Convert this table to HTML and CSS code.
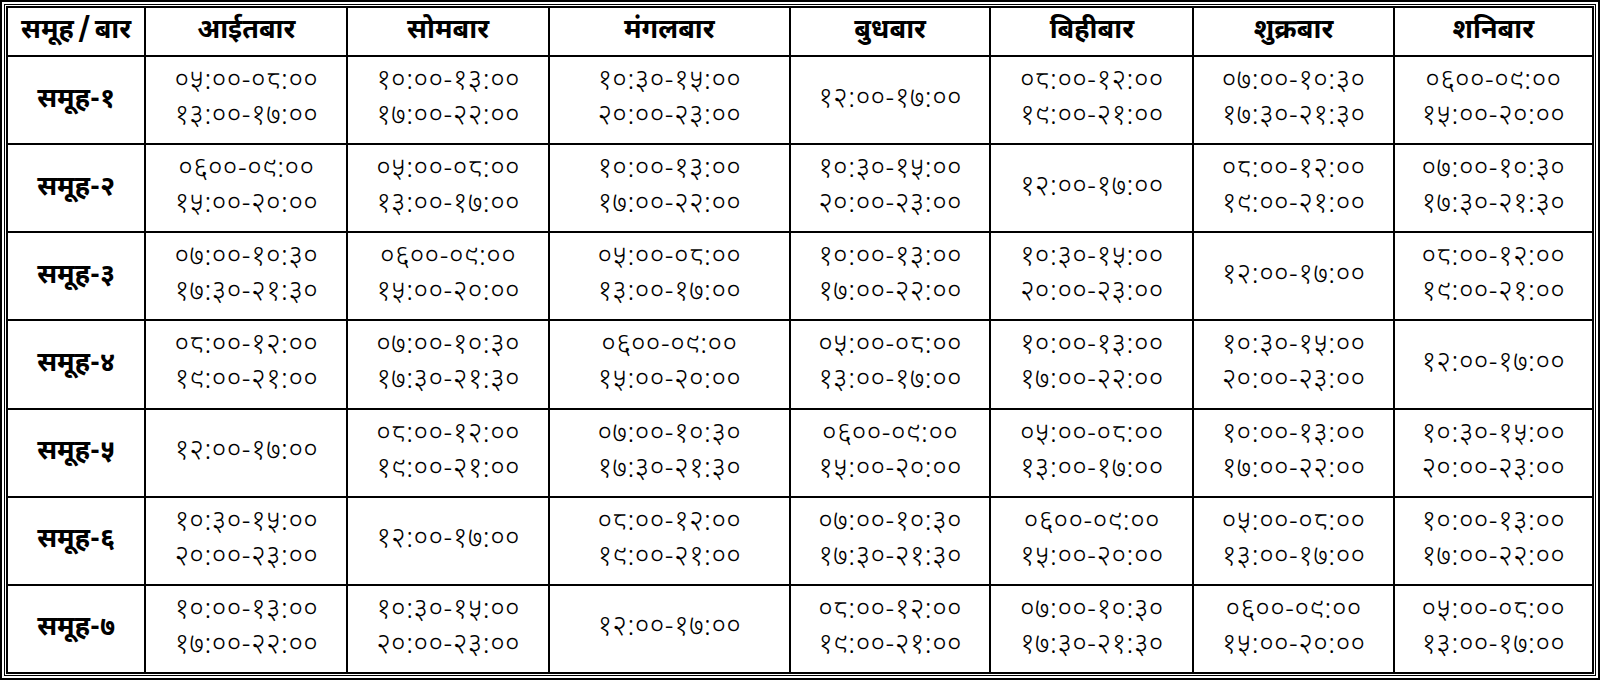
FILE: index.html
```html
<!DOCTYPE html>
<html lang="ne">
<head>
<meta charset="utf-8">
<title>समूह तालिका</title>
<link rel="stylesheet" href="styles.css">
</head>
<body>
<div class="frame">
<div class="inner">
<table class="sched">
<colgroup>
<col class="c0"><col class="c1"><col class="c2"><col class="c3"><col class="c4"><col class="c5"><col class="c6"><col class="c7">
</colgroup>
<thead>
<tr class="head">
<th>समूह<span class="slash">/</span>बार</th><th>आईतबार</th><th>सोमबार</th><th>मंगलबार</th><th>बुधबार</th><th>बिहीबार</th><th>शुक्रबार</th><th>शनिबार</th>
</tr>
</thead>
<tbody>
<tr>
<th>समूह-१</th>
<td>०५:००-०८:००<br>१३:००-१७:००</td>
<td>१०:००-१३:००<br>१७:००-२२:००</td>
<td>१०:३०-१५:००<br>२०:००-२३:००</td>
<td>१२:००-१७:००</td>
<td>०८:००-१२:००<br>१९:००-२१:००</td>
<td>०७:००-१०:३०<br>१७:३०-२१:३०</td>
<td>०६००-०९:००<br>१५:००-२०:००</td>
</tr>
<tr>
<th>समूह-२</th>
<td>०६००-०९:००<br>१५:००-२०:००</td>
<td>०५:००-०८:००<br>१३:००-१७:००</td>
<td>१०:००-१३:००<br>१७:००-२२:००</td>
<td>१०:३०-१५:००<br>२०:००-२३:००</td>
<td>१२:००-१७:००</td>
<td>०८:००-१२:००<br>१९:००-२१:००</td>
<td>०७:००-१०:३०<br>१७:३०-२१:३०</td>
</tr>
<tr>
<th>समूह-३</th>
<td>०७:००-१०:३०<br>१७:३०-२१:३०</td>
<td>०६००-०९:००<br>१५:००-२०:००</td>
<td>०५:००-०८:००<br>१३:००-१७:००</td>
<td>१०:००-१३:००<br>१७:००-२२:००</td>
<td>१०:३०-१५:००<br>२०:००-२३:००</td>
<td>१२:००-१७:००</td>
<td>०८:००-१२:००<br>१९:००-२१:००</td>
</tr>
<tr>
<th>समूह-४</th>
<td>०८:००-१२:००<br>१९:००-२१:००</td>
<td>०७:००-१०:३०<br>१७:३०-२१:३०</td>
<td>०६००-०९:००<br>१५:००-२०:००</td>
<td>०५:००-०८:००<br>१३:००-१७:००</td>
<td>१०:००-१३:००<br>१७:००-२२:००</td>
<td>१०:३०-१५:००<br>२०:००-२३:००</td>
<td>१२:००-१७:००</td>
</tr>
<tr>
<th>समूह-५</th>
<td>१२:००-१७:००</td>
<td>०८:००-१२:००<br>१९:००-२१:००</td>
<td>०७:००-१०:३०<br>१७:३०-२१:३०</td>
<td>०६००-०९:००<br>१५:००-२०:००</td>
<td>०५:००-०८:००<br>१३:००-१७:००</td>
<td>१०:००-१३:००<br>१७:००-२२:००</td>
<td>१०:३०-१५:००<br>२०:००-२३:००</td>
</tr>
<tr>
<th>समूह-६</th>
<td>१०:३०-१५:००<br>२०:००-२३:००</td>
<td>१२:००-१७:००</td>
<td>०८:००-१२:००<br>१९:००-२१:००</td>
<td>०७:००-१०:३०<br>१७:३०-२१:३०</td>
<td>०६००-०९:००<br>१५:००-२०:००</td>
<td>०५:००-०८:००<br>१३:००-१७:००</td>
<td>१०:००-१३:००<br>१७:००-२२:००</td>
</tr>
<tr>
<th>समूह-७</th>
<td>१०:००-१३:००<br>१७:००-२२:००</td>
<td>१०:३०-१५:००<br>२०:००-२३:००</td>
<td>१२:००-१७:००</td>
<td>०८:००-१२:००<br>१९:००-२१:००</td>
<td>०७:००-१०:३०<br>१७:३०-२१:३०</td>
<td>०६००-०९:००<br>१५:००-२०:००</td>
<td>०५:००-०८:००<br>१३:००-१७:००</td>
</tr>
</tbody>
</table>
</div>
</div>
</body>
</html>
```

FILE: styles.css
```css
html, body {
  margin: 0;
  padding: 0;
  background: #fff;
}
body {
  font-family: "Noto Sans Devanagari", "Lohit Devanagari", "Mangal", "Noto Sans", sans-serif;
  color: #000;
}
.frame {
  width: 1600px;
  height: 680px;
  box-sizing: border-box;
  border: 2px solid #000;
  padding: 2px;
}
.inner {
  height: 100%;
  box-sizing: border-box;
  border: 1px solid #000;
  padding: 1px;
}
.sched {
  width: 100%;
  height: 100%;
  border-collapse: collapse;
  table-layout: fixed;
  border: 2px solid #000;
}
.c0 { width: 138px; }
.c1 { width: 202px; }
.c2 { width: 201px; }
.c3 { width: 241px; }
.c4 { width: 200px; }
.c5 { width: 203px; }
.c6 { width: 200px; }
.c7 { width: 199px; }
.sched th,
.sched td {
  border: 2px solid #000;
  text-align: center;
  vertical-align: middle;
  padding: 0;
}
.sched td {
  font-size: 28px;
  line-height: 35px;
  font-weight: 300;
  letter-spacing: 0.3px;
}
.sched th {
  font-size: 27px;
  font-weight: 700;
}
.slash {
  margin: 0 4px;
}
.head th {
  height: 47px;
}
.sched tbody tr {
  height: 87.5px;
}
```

============

Requirements: The material above must be printed exactly, with its pictures left out.

Response to this task:
Convert this table to HTML and CSS code.
FILE: index.html
```html
<!DOCTYPE html>
<html lang="ne">
<head>
<meta charset="utf-8">
<title>समूह तालिका</title>
<link rel="stylesheet" href="styles.css">
</head>
<body>
<div class="frame">
<div class="inner">
<table class="sched">
<colgroup>
<col class="c0"><col class="c1"><col class="c2"><col class="c3"><col class="c4"><col class="c5"><col class="c6"><col class="c7">
</colgroup>
<thead>
<tr class="head">
<th>समूह<span class="slash">/</span>बार</th><th>आईतबार</th><th>सोमबार</th><th>मंगलबार</th><th>बुधबार</th><th>बिहीबार</th><th>शुक्रबार</th><th>शनिबार</th>
</tr>
</thead>
<tbody>
<tr>
<th>समूह-१</th>
<td>०५:००-०८:००<br>१३:००-१७:००</td>
<td>१०:००-१३:००<br>१७:००-२२:००</td>
<td>१०:३०-१५:००<br>२०:००-२३:००</td>
<td>१२:००-१७:००</td>
<td>०८:००-१२:००<br>१९:००-२१:००</td>
<td>०७:००-१०:३०<br>१७:३०-२१:३०</td>
<td>०६००-०९:००<br>१५:००-२०:००</td>
</tr>
<tr>
<th>समूह-२</th>
<td>०६००-०९:००<br>१५:००-२०:००</td>
<td>०५:००-०८:००<br>१३:००-१७:००</td>
<td>१०:००-१३:००<br>१७:००-२२:००</td>
<td>१०:३०-१५:००<br>२०:००-२३:००</td>
<td>१२:००-१७:००</td>
<td>०८:००-१२:००<br>१९:००-२१:००</td>
<td>०७:००-१०:३०<br>१७:३०-२१:३०</td>
</tr>
<tr>
<th>समूह-३</th>
<td>०७:००-१०:३०<br>१७:३०-२१:३०</td>
<td>०६००-०९:००<br>१५:००-२०:००</td>
<td>०५:००-०८:००<br>१३:००-१७:००</td>
<td>१०:००-१३:००<br>१७:००-२२:००</td>
<td>१०:३०-१५:००<br>२०:००-२३:००</td>
<td>१२:००-१७:००</td>
<td>०८:००-१२:००<br>१९:००-२१:००</td>
</tr>
<tr>
<th>समूह-४</th>
<td>०८:००-१२:००<br>१९:००-२१:००</td>
<td>०७:००-१०:३०<br>१७:३०-२१:३०</td>
<td>०६००-०९:००<br>१५:००-२०:००</td>
<td>०५:००-०८:००<br>१३:००-१७:००</td>
<td>१०:००-१३:००<br>१७:००-२२:००</td>
<td>१०:३०-१५:००<br>२०:००-२३:००</td>
<td>१२:००-१७:००</td>
</tr>
<tr>
<th>समूह-५</th>
<td>१२:००-१७:००</td>
<td>०८:००-१२:००<br>१९:००-२१:००</td>
<td>०७:००-१०:३०<br>१७:३०-२१:३०</td>
<td>०६००-०९:००<br>१५:००-२०:००</td>
<td>०५:००-०८:००<br>१३:००-१७:००</td>
<td>१०:००-१३:००<br>१७:००-२२:००</td>
<td>१०:३०-१५:००<br>२०:००-२३:००</td>
</tr>
<tr>
<th>समूह-६</th>
<td>१०:३०-१५:००<br>२०:००-२३:००</td>
<td>१२:००-१७:००</td>
<td>०८:००-१२:००<br>१९:००-२१:००</td>
<td>०७:००-१०:३०<br>१७:३०-२१:३०</td>
<td>०६००-०९:००<br>१५:००-२०:००</td>
<td>०५:००-०८:००<br>१३:००-१७:००</td>
<td>१०:००-१३:००<br>१७:००-२२:००</td>
</tr>
<tr>
<th>समूह-७</th>
<td>१०:००-१३:००<br>१७:००-२२:००</td>
<td>१०:३०-१५:००<br>२०:००-२३:००</td>
<td>१२:००-१७:००</td>
<td>०८:००-१२:००<br>१९:००-२१:००</td>
<td>०७:००-१०:३०<br>१७:३०-२१:३०</td>
<td>०६००-०९:००<br>१५:००-२०:००</td>
<td>०५:००-०८:००<br>१३:००-१७:००</td>
</tr>
</tbody>
</table>
</div>
</div>
</body>
</html>
```

FILE: styles.css
```css
html, body {
  margin: 0;
  padding: 0;
  background: #fff;
}
body {
  font-family: "Noto Sans Devanagari", "Lohit Devanagari", "Mangal", "Noto Sans", sans-serif;
  color: #000;
}
.frame {
  width: 1600px;
  height: 680px;
  box-sizing: border-box;
  border: 2px solid #000;
  padding: 2px;
}
.inner {
  height: 100%;
  box-sizing: border-box;
  border: 1px solid #000;
  padding: 1px;
}
.sched {
  width: 100%;
  height: 100%;
  border-collapse: collapse;
  table-layout: fixed;
  border: 2px solid #000;
}
.c0 { width: 138px; }
.c1 { width: 202px; }
.c2 { width: 201px; }
.c3 { width: 241px; }
.c4 { width: 200px; }
.c5 { width: 203px; }
.c6 { width: 200px; }
.c7 { width: 199px; }
.sched th,
.sched td {
  border: 2px solid #000;
  text-align: center;
  vertical-align: middle;
  padding: 0;
}
.sched td {
  font-size: 28px;
  line-height: 35px;
  font-weight: 300;
  letter-spacing: 0.3px;
}
.sched th {
  font-size: 27px;
  font-weight: 700;
}
.slash {
  margin: 0 4px;
}
.head th {
  height: 47px;
}
.sched tbody tr {
  height: 87.5px;
}
```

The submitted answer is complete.